共同責任について、「文書」はすべての信者が協力し、責任を負う重要性について述べた上で、次のように記しています。
「シノドスで経験したことは、司教、司祭、助祭が、神の民の他のメンバーとの協働を含む、司牧の実践における共同責任を再発見する手助けとなりました。……任務と責任をより広く分け合い、何が叙階された司牧者にふさわしく、何が他者に委ねられ、また委ねられなければならないかについて、より勇気をもって識別することによって、それぞれの活動がより霊的に健全で、司牧的にダイナミックな方法で行使されることが可能になるのです。」(74項)
新潟教区において、2000年に7500人いた信者は、2023年で6600人に減りました。司祭は36人から30人に、シスターは100人から48人になりました。減っていないのは教会の数で、2000年から現在に至るまで、巡回教会や集会所をあわせて37教会です。必然的に、各教会は少ない人数で活動することになり、司祭は主日のミサのために複数の教会を回ることになっています。こうした中、教会共同体における司祭と信徒の役割分担が進められてきていますが、司祭が少ないから仕方なく役割を分担するのではなく、司祭も信徒も、高齢者も若者も、日本人も海外出身者も、誰もお客さんではなく、すべての人にとって「わたしたちの教会」であり、「ともに宣教する教会」であるために、適切に役割分担を進めていけたらと願っています。
地域の変化
一つだけ、社会の変化に関連することがらについて触れておきたいと思います。教会は、教区や小教区といった地域ごとに共同体を形成し、活動をしてきましたが、現代社会においては人が頻繁に移動し、小教区、地区どころか、教区を越えて教会活動に参加し、さらにインターネットを通じて地域に関係なく交わりを深めています。
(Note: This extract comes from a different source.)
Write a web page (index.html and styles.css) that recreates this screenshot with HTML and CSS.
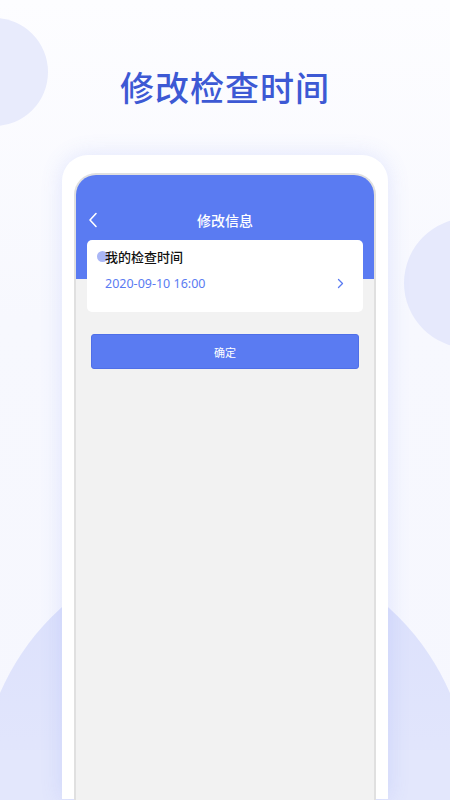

「文書」は、こうした状況にあって、「このような社会的、文化的な発展は、教会生活における『地域』の意味を考え直し、教会がその使命によりよく奉仕できるよう、組織のあり方を見直すことを求めています。『場所』には、地理的・文化的な側面があることも否定しませんが、それをむしろ人間性を経験する現実的で具体的な環境として理解することが重要です。」(114項)とし、教会を人と人とが出会い、交わり、ともに歩む環境を提供する場として位置づけ、活動に取り組むよう促しています。
昨年11月にお知らせしたとおり、今年、カトリック教会は聖年を祝います。今回の聖年のテーマは「希望の巡礼者」。わたしたち新潟教区がともに歩む宣教の道を、主への希望のうちに続けていくことができるよう、また、わたしたちの存在と活動が、主が与えてくださる救いの希望を人々に広めるものとなるよう、この一年の取り組みを進めて参りましょう。皆様の上に神の豊かな祝福と導きがありますように。